◆ **Goal**
Omit every picture and return the rest of the data unaltered.
#####
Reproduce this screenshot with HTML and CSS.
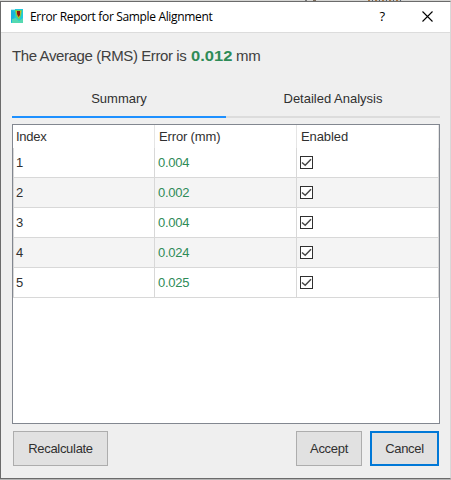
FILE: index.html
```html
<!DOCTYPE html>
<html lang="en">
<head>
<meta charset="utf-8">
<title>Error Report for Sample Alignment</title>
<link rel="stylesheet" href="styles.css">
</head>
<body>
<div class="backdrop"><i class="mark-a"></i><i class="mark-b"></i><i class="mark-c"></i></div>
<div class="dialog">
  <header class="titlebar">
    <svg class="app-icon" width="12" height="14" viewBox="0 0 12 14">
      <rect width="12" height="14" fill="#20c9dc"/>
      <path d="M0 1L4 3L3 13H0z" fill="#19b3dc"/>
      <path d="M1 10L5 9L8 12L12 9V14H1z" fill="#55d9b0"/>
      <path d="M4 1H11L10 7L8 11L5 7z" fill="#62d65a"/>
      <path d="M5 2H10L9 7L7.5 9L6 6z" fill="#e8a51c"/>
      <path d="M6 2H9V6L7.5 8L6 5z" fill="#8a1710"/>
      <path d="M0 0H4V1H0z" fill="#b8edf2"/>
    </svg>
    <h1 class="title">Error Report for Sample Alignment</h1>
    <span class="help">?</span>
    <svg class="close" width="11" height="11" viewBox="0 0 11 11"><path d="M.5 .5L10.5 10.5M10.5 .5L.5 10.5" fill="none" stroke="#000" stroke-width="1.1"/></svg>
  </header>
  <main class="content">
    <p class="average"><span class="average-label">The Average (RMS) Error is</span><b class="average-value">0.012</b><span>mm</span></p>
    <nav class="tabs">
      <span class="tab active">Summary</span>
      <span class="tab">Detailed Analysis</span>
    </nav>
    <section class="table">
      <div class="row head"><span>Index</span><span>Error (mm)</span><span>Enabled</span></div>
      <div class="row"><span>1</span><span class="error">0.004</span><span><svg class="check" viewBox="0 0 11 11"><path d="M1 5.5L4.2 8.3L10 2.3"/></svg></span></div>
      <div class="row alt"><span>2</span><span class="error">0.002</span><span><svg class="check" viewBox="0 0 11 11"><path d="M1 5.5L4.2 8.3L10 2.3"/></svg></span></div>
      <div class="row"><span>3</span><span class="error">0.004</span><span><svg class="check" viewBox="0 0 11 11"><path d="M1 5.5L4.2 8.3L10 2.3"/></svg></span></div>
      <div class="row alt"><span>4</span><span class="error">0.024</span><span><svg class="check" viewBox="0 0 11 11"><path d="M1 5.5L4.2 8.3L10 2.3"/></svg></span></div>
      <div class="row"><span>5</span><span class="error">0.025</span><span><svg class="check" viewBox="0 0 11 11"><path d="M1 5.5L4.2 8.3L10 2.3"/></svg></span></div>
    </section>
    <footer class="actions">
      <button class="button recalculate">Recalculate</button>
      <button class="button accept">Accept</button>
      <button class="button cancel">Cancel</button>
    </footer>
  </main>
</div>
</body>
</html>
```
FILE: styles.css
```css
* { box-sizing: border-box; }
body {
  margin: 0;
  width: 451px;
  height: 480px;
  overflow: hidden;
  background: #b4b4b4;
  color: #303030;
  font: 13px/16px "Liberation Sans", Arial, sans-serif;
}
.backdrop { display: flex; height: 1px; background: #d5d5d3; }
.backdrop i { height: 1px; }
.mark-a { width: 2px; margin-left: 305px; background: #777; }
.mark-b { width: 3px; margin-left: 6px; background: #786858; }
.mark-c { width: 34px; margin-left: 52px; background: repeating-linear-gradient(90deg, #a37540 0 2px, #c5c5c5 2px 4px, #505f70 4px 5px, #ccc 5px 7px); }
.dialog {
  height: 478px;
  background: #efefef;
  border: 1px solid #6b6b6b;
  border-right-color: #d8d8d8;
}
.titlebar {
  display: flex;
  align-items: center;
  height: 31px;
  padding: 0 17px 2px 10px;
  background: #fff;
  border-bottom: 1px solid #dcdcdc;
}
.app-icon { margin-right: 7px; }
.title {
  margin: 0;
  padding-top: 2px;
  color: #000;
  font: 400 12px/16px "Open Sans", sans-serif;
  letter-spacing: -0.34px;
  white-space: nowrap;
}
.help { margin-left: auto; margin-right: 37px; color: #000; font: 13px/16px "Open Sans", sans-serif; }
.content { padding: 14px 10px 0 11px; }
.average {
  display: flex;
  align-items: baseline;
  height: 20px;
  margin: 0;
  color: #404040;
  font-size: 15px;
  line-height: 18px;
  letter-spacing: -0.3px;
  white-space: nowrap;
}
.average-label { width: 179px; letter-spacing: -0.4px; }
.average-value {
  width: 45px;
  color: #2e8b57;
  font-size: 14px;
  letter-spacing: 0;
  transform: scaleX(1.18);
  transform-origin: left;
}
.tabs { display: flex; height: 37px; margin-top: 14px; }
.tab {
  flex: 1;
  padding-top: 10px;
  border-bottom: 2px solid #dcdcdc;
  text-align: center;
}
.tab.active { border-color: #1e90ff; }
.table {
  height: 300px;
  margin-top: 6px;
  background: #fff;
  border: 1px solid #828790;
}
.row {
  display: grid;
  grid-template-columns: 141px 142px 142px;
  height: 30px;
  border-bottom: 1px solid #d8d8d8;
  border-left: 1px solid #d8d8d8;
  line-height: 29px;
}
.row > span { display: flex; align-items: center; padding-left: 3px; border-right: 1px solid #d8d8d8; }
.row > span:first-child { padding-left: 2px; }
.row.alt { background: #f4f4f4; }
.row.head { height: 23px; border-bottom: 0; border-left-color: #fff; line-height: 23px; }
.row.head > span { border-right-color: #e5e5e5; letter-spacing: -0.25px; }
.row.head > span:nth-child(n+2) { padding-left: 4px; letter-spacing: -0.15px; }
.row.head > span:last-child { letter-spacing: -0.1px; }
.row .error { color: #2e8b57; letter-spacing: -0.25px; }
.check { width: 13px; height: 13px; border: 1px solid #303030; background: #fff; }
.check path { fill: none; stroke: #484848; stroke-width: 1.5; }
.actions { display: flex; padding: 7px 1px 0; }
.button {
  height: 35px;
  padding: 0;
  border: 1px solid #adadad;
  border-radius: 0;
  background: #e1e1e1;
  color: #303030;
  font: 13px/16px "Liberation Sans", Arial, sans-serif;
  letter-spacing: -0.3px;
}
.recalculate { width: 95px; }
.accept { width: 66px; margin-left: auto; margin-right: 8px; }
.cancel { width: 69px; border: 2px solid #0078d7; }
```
#####
◆ **Written answer**
Reproduce this screenshot with HTML and CSS.
FILE: index.html
```html
<!DOCTYPE html>
<html lang="en">
<head>
<meta charset="utf-8">
<title>Error Report for Sample Alignment</title>
<link rel="stylesheet" href="styles.css">
</head>
<body>
<div class="backdrop"><i class="mark-a"></i><i class="mark-b"></i><i class="mark-c"></i></div>
<div class="dialog">
  <header class="titlebar">
    <svg class="app-icon" width="12" height="14" viewBox="0 0 12 14">
      <rect width="12" height="14" fill="#20c9dc"/>
      <path d="M0 1L4 3L3 13H0z" fill="#19b3dc"/>
      <path d="M1 10L5 9L8 12L12 9V14H1z" fill="#55d9b0"/>
      <path d="M4 1H11L10 7L8 11L5 7z" fill="#62d65a"/>
      <path d="M5 2H10L9 7L7.5 9L6 6z" fill="#e8a51c"/>
      <path d="M6 2H9V6L7.5 8L6 5z" fill="#8a1710"/>
      <path d="M0 0H4V1H0z" fill="#b8edf2"/>
    </svg>
    <h1 class="title">Error Report for Sample Alignment</h1>
    <span class="help">?</span>
    <svg class="close" width="11" height="11" viewBox="0 0 11 11"><path d="M.5 .5L10.5 10.5M10.5 .5L.5 10.5" fill="none" stroke="#000" stroke-width="1.1"/></svg>
  </header>
  <main class="content">
    <p class="average"><span class="average-label">The Average (RMS) Error is</span><b class="average-value">0.012</b><span>mm</span></p>
    <nav class="tabs">
      <span class="tab active">Summary</span>
      <span class="tab">Detailed Analysis</span>
    </nav>
    <section class="table">
      <div class="row head"><span>Index</span><span>Error (mm)</span><span>Enabled</span></div>
      <div class="row"><span>1</span><span class="error">0.004</span><span><svg class="check" viewBox="0 0 11 11"><path d="M1 5.5L4.2 8.3L10 2.3"/></svg></span></div>
      <div class="row alt"><span>2</span><span class="error">0.002</span><span><svg class="check" viewBox="0 0 11 11"><path d="M1 5.5L4.2 8.3L10 2.3"/></svg></span></div>
      <div class="row"><span>3</span><span class="error">0.004</span><span><svg class="check" viewBox="0 0 11 11"><path d="M1 5.5L4.2 8.3L10 2.3"/></svg></span></div>
      <div class="row alt"><span>4</span><span class="error">0.024</span><span><svg class="check" viewBox="0 0 11 11"><path d="M1 5.5L4.2 8.3L10 2.3"/></svg></span></div>
      <div class="row"><span>5</span><span class="error">0.025</span><span><svg class="check" viewBox="0 0 11 11"><path d="M1 5.5L4.2 8.3L10 2.3"/></svg></span></div>
    </section>
    <footer class="actions">
      <button class="button recalculate">Recalculate</button>
      <button class="button accept">Accept</button>
      <button class="button cancel">Cancel</button>
    </footer>
  </main>
</div>
</body>
</html>
```
FILE: styles.css
```css
* { box-sizing: border-box; }
body {
  margin: 0;
  width: 451px;
  height: 480px;
  overflow: hidden;
  background: #b4b4b4;
  color: #303030;
  font: 13px/16px "Liberation Sans", Arial, sans-serif;
}
.backdrop { display: flex; height: 1px; background: #d5d5d3; }
.backdrop i { height: 1px; }
.mark-a { width: 2px; margin-left: 305px; background: #777; }
.mark-b { width: 3px; margin-left: 6px; background: #786858; }
.mark-c { width: 34px; margin-left: 52px; background: repeating-linear-gradient(90deg, #a37540 0 2px, #c5c5c5 2px 4px, #505f70 4px 5px, #ccc 5px 7px); }
.dialog {
  height: 478px;
  background: #efefef;
  border: 1px solid #6b6b6b;
  border-right-color: #d8d8d8;
}
.titlebar {
  display: flex;
  align-items: center;
  height: 31px;
  padding: 0 17px 2px 10px;
  background: #fff;
  border-bottom: 1px solid #dcdcdc;
}
.app-icon { margin-right: 7px; }
.title {
  margin: 0;
  padding-top: 2px;
  color: #000;
  font: 400 12px/16px "Open Sans", sans-serif;
  letter-spacing: -0.34px;
  white-space: nowrap;
}
.help { margin-left: auto; margin-right: 37px; color: #000; font: 13px/16px "Open Sans", sans-serif; }
.content { padding: 14px 10px 0 11px; }
.average {
  display: flex;
  align-items: baseline;
  height: 20px;
  margin: 0;
  color: #404040;
  font-size: 15px;
  line-height: 18px;
  letter-spacing: -0.3px;
  white-space: nowrap;
}
.average-label { width: 179px; letter-spacing: -0.4px; }
.average-value {
  width: 45px;
  color: #2e8b57;
  font-size: 14px;
  letter-spacing: 0;
  transform: scaleX(1.18);
  transform-origin: left;
}
.tabs { display: flex; height: 37px; margin-top: 14px; }
.tab {
  flex: 1;
  padding-top: 10px;
  border-bottom: 2px solid #dcdcdc;
  text-align: center;
}
.tab.active { border-color: #1e90ff; }
.table {
  height: 300px;
  margin-top: 6px;
  background: #fff;
  border: 1px solid #828790;
}
.row {
  display: grid;
  grid-template-columns: 141px 142px 142px;
  height: 30px;
  border-bottom: 1px solid #d8d8d8;
  border-left: 1px solid #d8d8d8;
  line-height: 29px;
}
.row > span { display: flex; align-items: center; padding-left: 3px; border-right: 1px solid #d8d8d8; }
.row > span:first-child { padding-left: 2px; }
.row.alt { background: #f4f4f4; }
.row.head { height: 23px; border-bottom: 0; border-left-color: #fff; line-height: 23px; }
.row.head > span { border-right-color: #e5e5e5; letter-spacing: -0.25px; }
.row.head > span:nth-child(n+2) { padding-left: 4px; letter-spacing: -0.15px; }
.row.head > span:last-child { letter-spacing: -0.1px; }
.row .error { color: #2e8b57; letter-spacing: -0.25px; }
.check { width: 13px; height: 13px; border: 1px solid #303030; background: #fff; }
.check path { fill: none; stroke: #484848; stroke-width: 1.5; }
.actions { display: flex; padding: 7px 1px 0; }
.button {
  height: 35px;
  padding: 0;
  border: 1px solid #adadad;
  border-radius: 0;
  background: #e1e1e1;
  color: #303030;
  font: 13px/16px "Liberation Sans", Arial, sans-serif;
  letter-spacing: -0.3px;
}
.recalculate { width: 95px; }
.accept { width: 66px; margin-left: auto; margin-right: 8px; }
.cancel { width: 69px; border: 2px solid #0078d7; }
```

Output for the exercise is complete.